### PROBLEM TO WORK ON
Write out the entire listing below exactly, with the pictures left out.

=== DATASET EXCERPT ===

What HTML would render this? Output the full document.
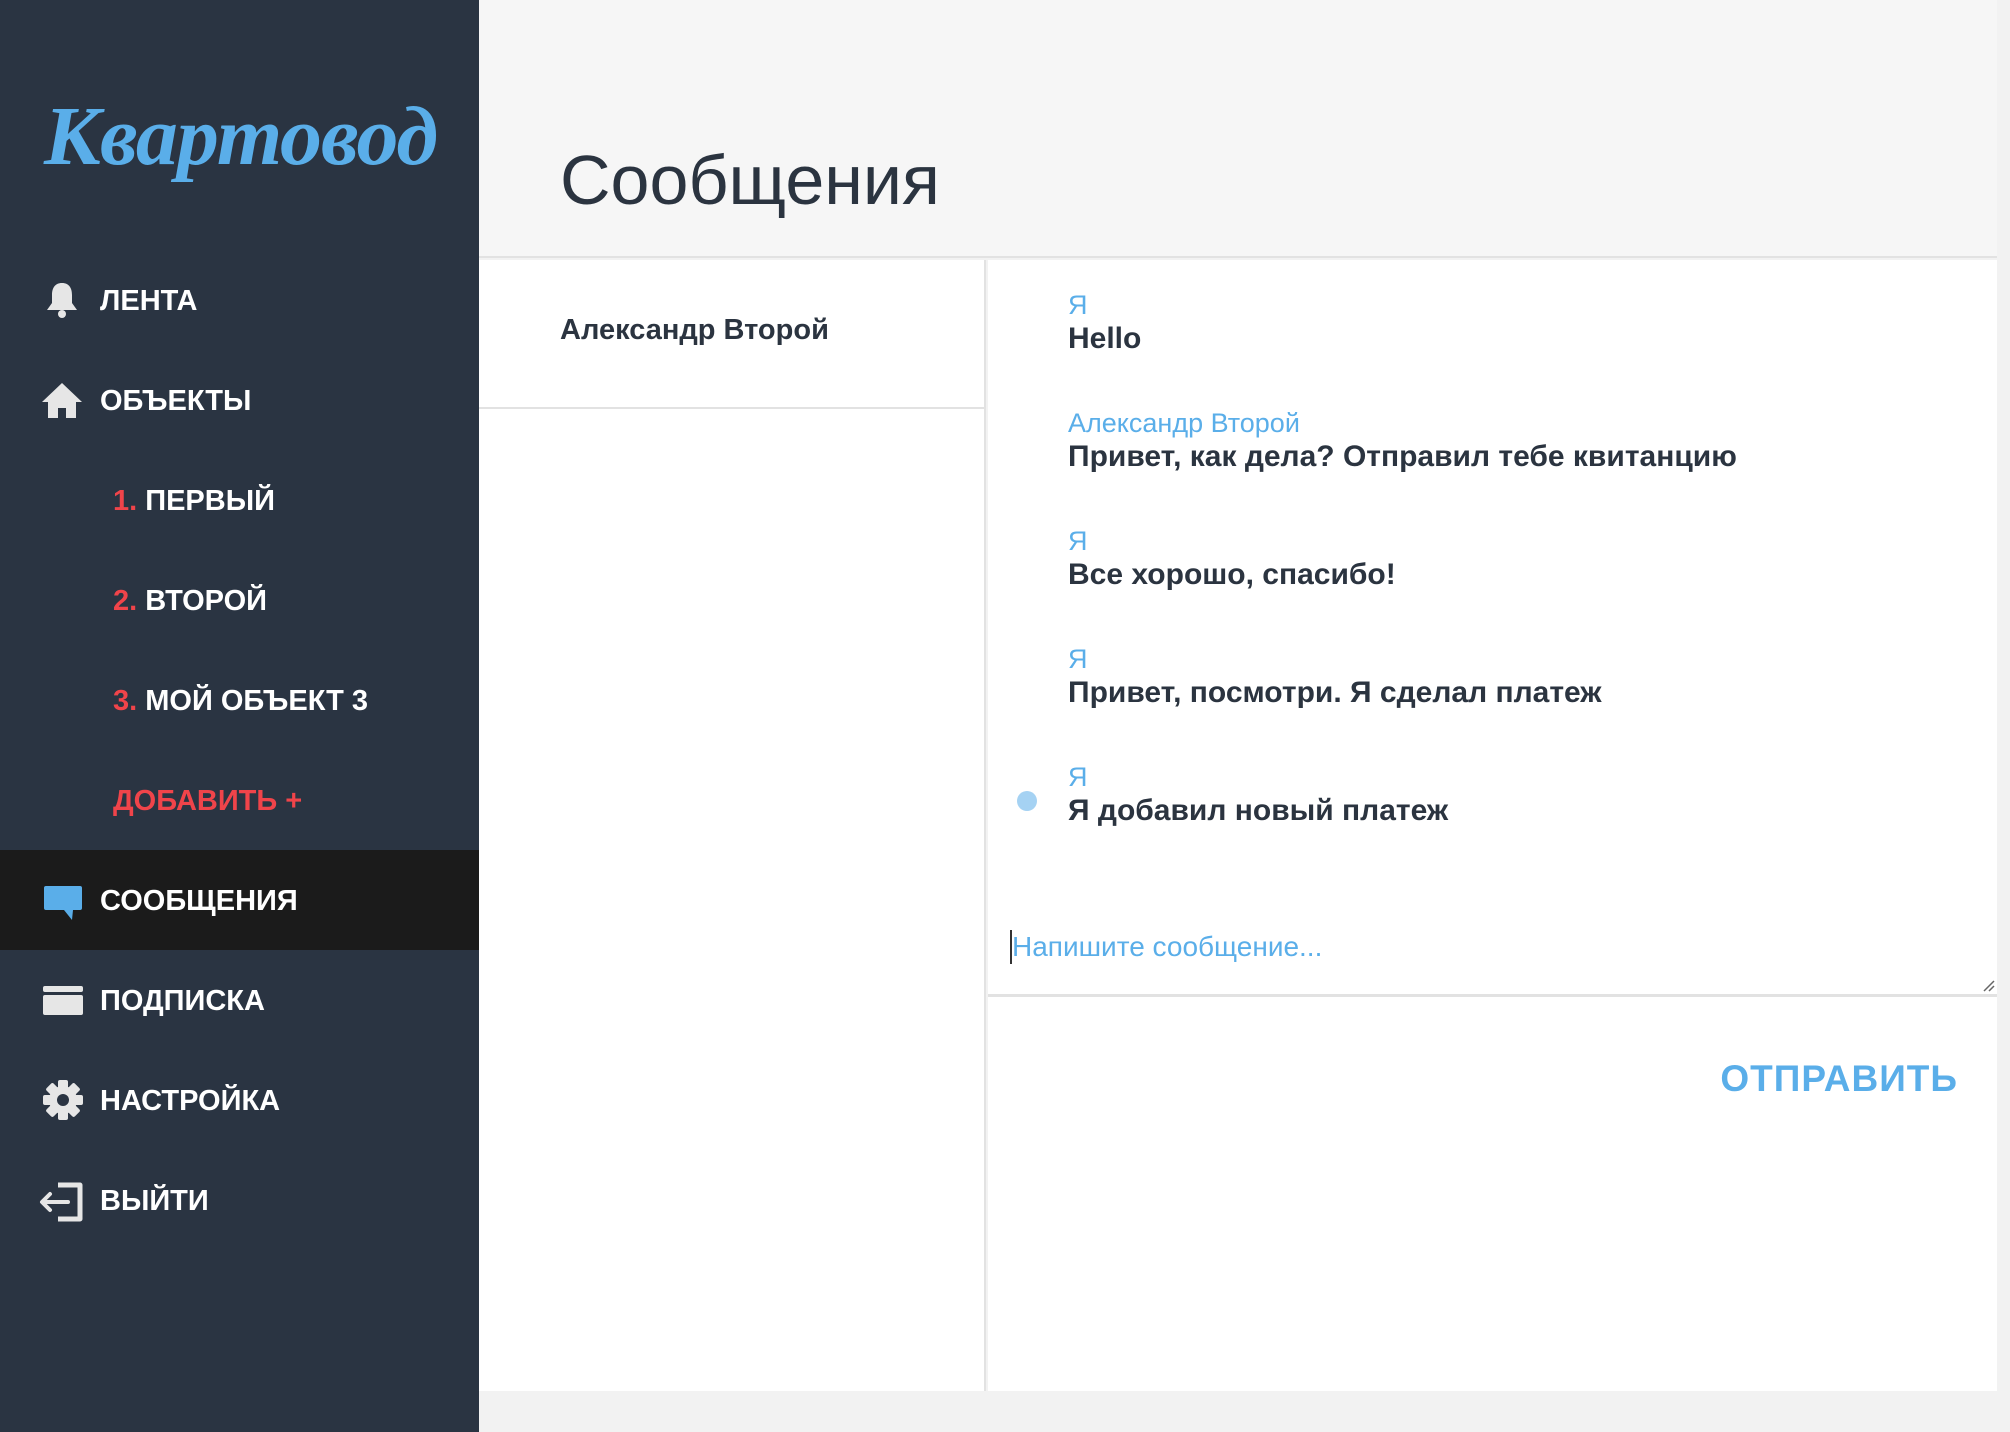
<!DOCTYPE html>
<html><head><meta charset="utf-8"><style>
*{margin:0;padding:0;box-sizing:border-box}
body{width:2010px;height:1432px;background:#f2f2f2;font-family:"Liberation Sans",sans-serif;position:relative;overflow:hidden}
.sb{position:absolute;left:0;top:0;width:479px;height:1432px;background:#2a3442}
.logo{position:absolute;left:44px;top:88px;font-family:"Liberation Serif",serif;font-style:italic;font-weight:bold;font-size:84px;color:#5aaee9;letter-spacing:-1px}
.mi{position:absolute;left:0;width:479px;height:100px;color:#fff;font-weight:bold;font-size:29px;line-height:102px;padding-left:100px}
.mi.sub{padding-left:113px}
.mi.act{background:#1b1b1b}
.red{color:#f0444a}
.ic{position:absolute;left:42px;top:30px}
.hdr{position:absolute;left:479px;top:0;width:1518px;height:258px;background:#f6f6f6;border-bottom:2px solid #e2e2e2}
.hdr h1{position:absolute;left:81px;top:140px;font-weight:normal;font-size:70px;color:#2b3440}
.left{position:absolute;left:479px;top:260px;width:507px;height:1131px;background:#fff;border-right:2px solid #e2e2e2}
.contact{height:149px;border-bottom:2px solid #e2e2e2;font-size:29px;font-weight:bold;color:#2b3440;padding:54px 0 0 81px}
.right{position:absolute;left:988px;top:260px;width:1009px;height:1131px;background:#fff}
.msg{position:absolute;left:80px}
.msg .n{font-size:27px;color:#5aaee9;line-height:32px}
.msg .t{font-size:30px;font-weight:bold;color:#2b3440;line-height:36px}
.ta{position:absolute;left:0;top:655px;width:1009px;height:82px;border-bottom:3px solid #e2e2e2}
.ph{position:absolute;left:22px;top:15px;font-size:28px;color:#5aaee9;border-left:2px solid #333;line-height:34px}
.send{position:absolute;right:39px;top:798px;font-size:37px;font-weight:bold;color:#5aaee9;letter-spacing:1px}
.dot{position:absolute;left:29px;top:531px;width:20px;height:20px;border-radius:50%;background:#a5d2f3}
</style></head><body>
<div class="sb">
<div class="logo">Квартовод</div>
<div class="mi" style="top:250px"><svg class="ic" width="40" height="40" viewBox="0 0 40 40"><path d="M20 3c-7 0-10 5-10 12v8l-5 7h30l-5-7v-8c0-7-3-12-10-12z" fill="#e6e6e6"/><circle cx="20" cy="34" r="4" fill="#e6e6e6"/></svg>ЛЕНТА</div>
<div class="mi" style="top:350px"><svg class="ic" width="44" height="40" viewBox="0 0 44 40" style="left:40px"><path d="M22 3L2 22h6v16h10V28h8v10h10V22h6z" fill="#e6e6e6"/></svg>ОБЪЕКТЫ</div>
<div class="mi sub" style="top:450px"><span class="red">1.</span> ПЕРВЫЙ</div>
<div class="mi sub" style="top:550px"><span class="red">2.</span> ВТОРОЙ</div>
<div class="mi sub" style="top:650px"><span class="red">3.</span> МОЙ ОБЪЕКТ 3</div>
<div class="mi sub red" style="top:750px">ДОБАВИТЬ +</div>
<div class="mi act" style="top:850px"><svg class="ic" width="40" height="40" viewBox="0 0 40 40" style="left:43px;top:34px"><path d="M3 2h34a2 2 0 0 1 2 2v20a2 2 0 0 1-2 2H30l-1 10-8-10H3a2 2 0 0 1-2-2V4a2 2 0 0 1 2-2z" fill="#5aaee9"/></svg>СООБЩЕНИЯ</div>
<div class="mi" style="top:950px"><svg class="ic" width="42" height="34" viewBox="0 0 42 34" style="top:35px"><rect x="1" y="1" width="40" height="6" rx="2" fill="#e6e6e6"/><rect x="1" y="10" width="40" height="20" rx="2" fill="#e6e6e6"/></svg>ПОДПИСКА</div>
<div class="mi" style="top:1050px"><svg class="ic" width="42" height="42" viewBox="0 0 42 42" style="top:29px"><g fill="#e6e6e6"><circle cx="21" cy="21" r="14"/><rect x="16" y="1" width="10" height="40" rx="2"/><rect x="16" y="1" width="10" height="40" rx="2" transform="rotate(45 21 21)"/><rect x="16" y="1" width="10" height="40" rx="2" transform="rotate(90 21 21)"/><rect x="16" y="1" width="10" height="40" rx="2" transform="rotate(135 21 21)"/></g><circle cx="21" cy="21" r="6" fill="#2a3442"/></svg>НАСТРОЙКА</div>
<div class="mi" style="top:1150px"><svg class="ic" width="46" height="40" viewBox="0 0 46 40" style="left:38px;top:32px"><path d="M20 3h22v34H20" fill="none" stroke="#e6e6e6" stroke-width="5" stroke-linejoin="round"/><path d="M30 20H5M12 12l-8 8 8 8" fill="none" stroke="#e6e6e6" stroke-width="4" stroke-linecap="round" stroke-linejoin="round"/></svg>ВЫЙТИ</div>
</div>
<div class="hdr"><h1>Сообщения</h1></div>
<div class="left"><div class="contact">Александр Второй</div></div>
<div class="right">
<div class="msg" style="top:29px"><div class="n">Я</div><div class="t">Hello</div></div>
<div class="msg" style="top:147px"><div class="n">Александр Второй</div><div class="t">Привет, как дела? Отправил тебе квитанцию</div></div>
<div class="msg" style="top:265px"><div class="n">Я</div><div class="t">Все хорошо, спасибо!</div></div>
<div class="msg" style="top:383px"><div class="n">Я</div><div class="t">Привет, посмотри. Я сделал платеж</div></div>
<div class="msg" style="top:501px"><div class="n">Я</div><div class="t">Я добавил новый платеж</div></div>
<div class="dot"></div>
<div class="ta"><div class="ph">Напишите сообщение...</div><svg style="position:absolute;right:2px;bottom:2px" width="14" height="14" viewBox="0 0 14 14"><path d="M13 3L3 13M13 8L8 13" stroke="#666" stroke-width="1.5"/></svg></div>
<div class="send">ОТПРАВИТЬ</div>
</div>
</body></html>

===

### RIGHT ANSWER
What HTML would render this? Output the full document.
<!DOCTYPE html>
<html><head><meta charset="utf-8"><style>
*{margin:0;padding:0;box-sizing:border-box}
body{width:2010px;height:1432px;background:#f2f2f2;font-family:"Liberation Sans",sans-serif;position:relative;overflow:hidden}
.sb{position:absolute;left:0;top:0;width:479px;height:1432px;background:#2a3442}
.logo{position:absolute;left:44px;top:88px;font-family:"Liberation Serif",serif;font-style:italic;font-weight:bold;font-size:84px;color:#5aaee9;letter-spacing:-1px}
.mi{position:absolute;left:0;width:479px;height:100px;color:#fff;font-weight:bold;font-size:29px;line-height:102px;padding-left:100px}
.mi.sub{padding-left:113px}
.mi.act{background:#1b1b1b}
.red{color:#f0444a}
.ic{position:absolute;left:42px;top:30px}
.hdr{position:absolute;left:479px;top:0;width:1518px;height:258px;background:#f6f6f6;border-bottom:2px solid #e2e2e2}
.hdr h1{position:absolute;left:81px;top:140px;font-weight:normal;font-size:70px;color:#2b3440}
.left{position:absolute;left:479px;top:260px;width:507px;height:1131px;background:#fff;border-right:2px solid #e2e2e2}
.contact{height:149px;border-bottom:2px solid #e2e2e2;font-size:29px;font-weight:bold;color:#2b3440;padding:54px 0 0 81px}
.right{position:absolute;left:988px;top:260px;width:1009px;height:1131px;background:#fff}
.msg{position:absolute;left:80px}
.msg .n{font-size:27px;color:#5aaee9;line-height:32px}
.msg .t{font-size:30px;font-weight:bold;color:#2b3440;line-height:36px}
.ta{position:absolute;left:0;top:655px;width:1009px;height:82px;border-bottom:3px solid #e2e2e2}
.ph{position:absolute;left:22px;top:15px;font-size:28px;color:#5aaee9;border-left:2px solid #333;line-height:34px}
.send{position:absolute;right:39px;top:798px;font-size:37px;font-weight:bold;color:#5aaee9;letter-spacing:1px}
.dot{position:absolute;left:29px;top:531px;width:20px;height:20px;border-radius:50%;background:#a5d2f3}
</style></head><body>
<div class="sb">
<div class="logo">Квартовод</div>
<div class="mi" style="top:250px"><svg class="ic" width="40" height="40" viewBox="0 0 40 40"><path d="M20 3c-7 0-10 5-10 12v8l-5 7h30l-5-7v-8c0-7-3-12-10-12z" fill="#e6e6e6"/><circle cx="20" cy="34" r="4" fill="#e6e6e6"/></svg>ЛЕНТА</div>
<div class="mi" style="top:350px"><svg class="ic" width="44" height="40" viewBox="0 0 44 40" style="left:40px"><path d="M22 3L2 22h6v16h10V28h8v10h10V22h6z" fill="#e6e6e6"/></svg>ОБЪЕКТЫ</div>
<div class="mi sub" style="top:450px"><span class="red">1.</span> ПЕРВЫЙ</div>
<div class="mi sub" style="top:550px"><span class="red">2.</span> ВТОРОЙ</div>
<div class="mi sub" style="top:650px"><span class="red">3.</span> МОЙ ОБЪЕКТ 3</div>
<div class="mi sub red" style="top:750px">ДОБАВИТЬ +</div>
<div class="mi act" style="top:850px"><svg class="ic" width="40" height="40" viewBox="0 0 40 40" style="left:43px;top:34px"><path d="M3 2h34a2 2 0 0 1 2 2v20a2 2 0 0 1-2 2H30l-1 10-8-10H3a2 2 0 0 1-2-2V4a2 2 0 0 1 2-2z" fill="#5aaee9"/></svg>СООБЩЕНИЯ</div>
<div class="mi" style="top:950px"><svg class="ic" width="42" height="34" viewBox="0 0 42 34" style="top:35px"><rect x="1" y="1" width="40" height="6" rx="2" fill="#e6e6e6"/><rect x="1" y="10" width="40" height="20" rx="2" fill="#e6e6e6"/></svg>ПОДПИСКА</div>
<div class="mi" style="top:1050px"><svg class="ic" width="42" height="42" viewBox="0 0 42 42" style="top:29px"><g fill="#e6e6e6"><circle cx="21" cy="21" r="14"/><rect x="16" y="1" width="10" height="40" rx="2"/><rect x="16" y="1" width="10" height="40" rx="2" transform="rotate(45 21 21)"/><rect x="16" y="1" width="10" height="40" rx="2" transform="rotate(90 21 21)"/><rect x="16" y="1" width="10" height="40" rx="2" transform="rotate(135 21 21)"/></g><circle cx="21" cy="21" r="6" fill="#2a3442"/></svg>НАСТРОЙКА</div>
<div class="mi" style="top:1150px"><svg class="ic" width="46" height="40" viewBox="0 0 46 40" style="left:38px;top:32px"><path d="M20 3h22v34H20" fill="none" stroke="#e6e6e6" stroke-width="5" stroke-linejoin="round"/><path d="M30 20H5M12 12l-8 8 8 8" fill="none" stroke="#e6e6e6" stroke-width="4" stroke-linecap="round" stroke-linejoin="round"/></svg>ВЫЙТИ</div>
</div>
<div class="hdr"><h1>Сообщения</h1></div>
<div class="left"><div class="contact">Александр Второй</div></div>
<div class="right">
<div class="msg" style="top:29px"><div class="n">Я</div><div class="t">Hello</div></div>
<div class="msg" style="top:147px"><div class="n">Александр Второй</div><div class="t">Привет, как дела? Отправил тебе квитанцию</div></div>
<div class="msg" style="top:265px"><div class="n">Я</div><div class="t">Все хорошо, спасибо!</div></div>
<div class="msg" style="top:383px"><div class="n">Я</div><div class="t">Привет, посмотри. Я сделал платеж</div></div>
<div class="msg" style="top:501px"><div class="n">Я</div><div class="t">Я добавил новый платеж</div></div>
<div class="dot"></div>
<div class="ta"><div class="ph">Напишите сообщение...</div><svg style="position:absolute;right:2px;bottom:2px" width="14" height="14" viewBox="0 0 14 14"><path d="M13 3L3 13M13 8L8 13" stroke="#666" stroke-width="1.5"/></svg></div>
<div class="send">ОТПРАВИТЬ</div>
</div>
</body></html>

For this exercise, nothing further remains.